In order to complete the proof of Condition (C2), some preliminaries are needed. Namely, we recall a well-known result on order statistics, and we introduce a suitable family of densities.
-
For every
$n\geq 1$
, let
$W_{1:n},\ldots,W_{n:n}$
be the order statistics of
$W_1,\ldots,W_n$
. Then the joint distribution of
$(W_{1:n},\ldots,W_{n:n})$
has density
\begin{align*}g(w_1,\ldots,w_n) = n!f(w_1)\cdots f(w_n)\textbf{1}_{w_1<\cdots<w_n}.\end{align*}
-
For every
$z\in\mathcal{I}$
such that
$z\neq m$
when
$m>-\infty$
, we introduce the density
$f(\,\cdot\mid z)$
defined by (4)
\begin{equation} f(w\mid z) = \frac{f(w)}{F(z)}\textbf{1}_{({-}\infty,z)}(w). \end{equation}
We assume for the moment that
\begin{equation} \log\mathbb{E}\big[{\textrm{e}}^{n\theta Y_n}\mid Z_n=z_n\big] = (n-1)\kappa_{Y\mid Z}(\theta\mid z_n)+\theta z_n\quad \mbox{for all}\ \theta\in\mathbb{R}; \end{equation}
this will be checked below.
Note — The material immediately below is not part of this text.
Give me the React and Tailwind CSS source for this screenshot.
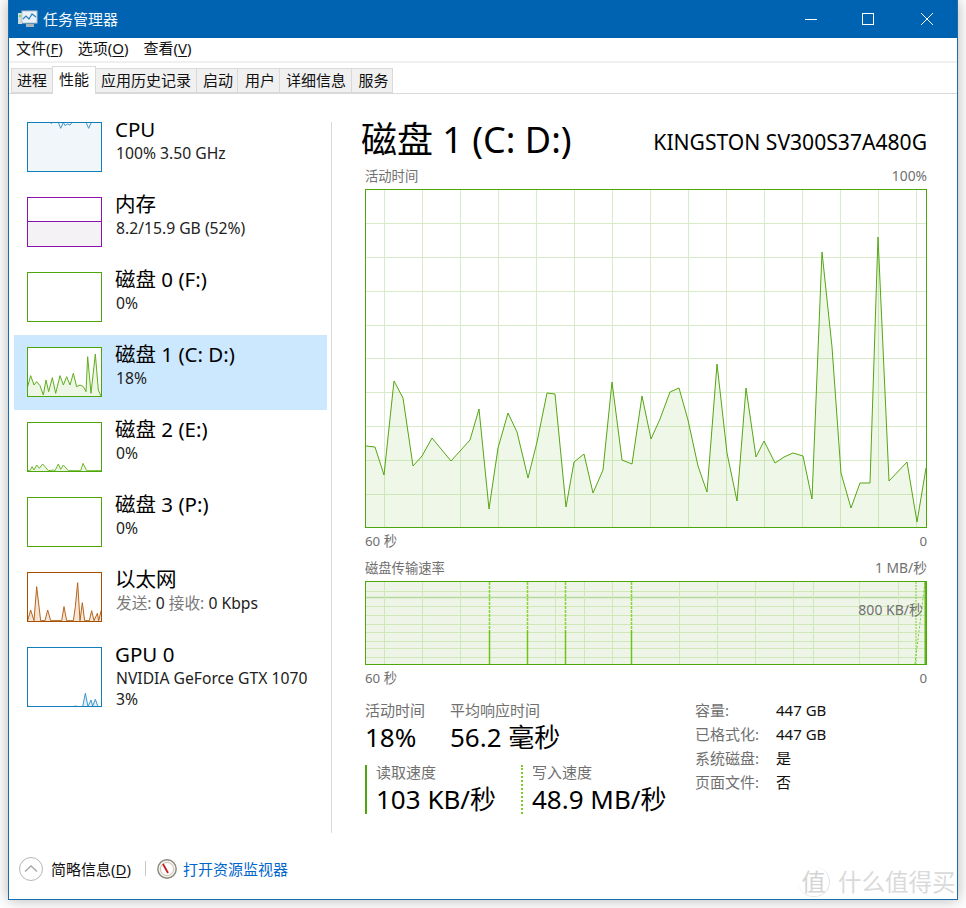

Then, by (5), we get
\begin{equation*} \lim_{n\to\infty}\frac{1}{n}\log\mathbb{E}\big[{\textrm{e}}^{n\theta Y_n}\mid Z_n=z_n\big] = \kappa_{Y\mid Z}(\theta\mid z)\quad \mbox{for all}\ \theta\in\mathbb{R}, \end{equation*}
and, by the hypotheses on the functions
$\{\kappa_{Y\mid Z}(\,\cdot\mid z)\,:\, z\in\mathcal{I}\}$
, we see that Condition (C2) holds by a straightforward application of the Gärtner–Ellis theorem, i.e. Proposition 1.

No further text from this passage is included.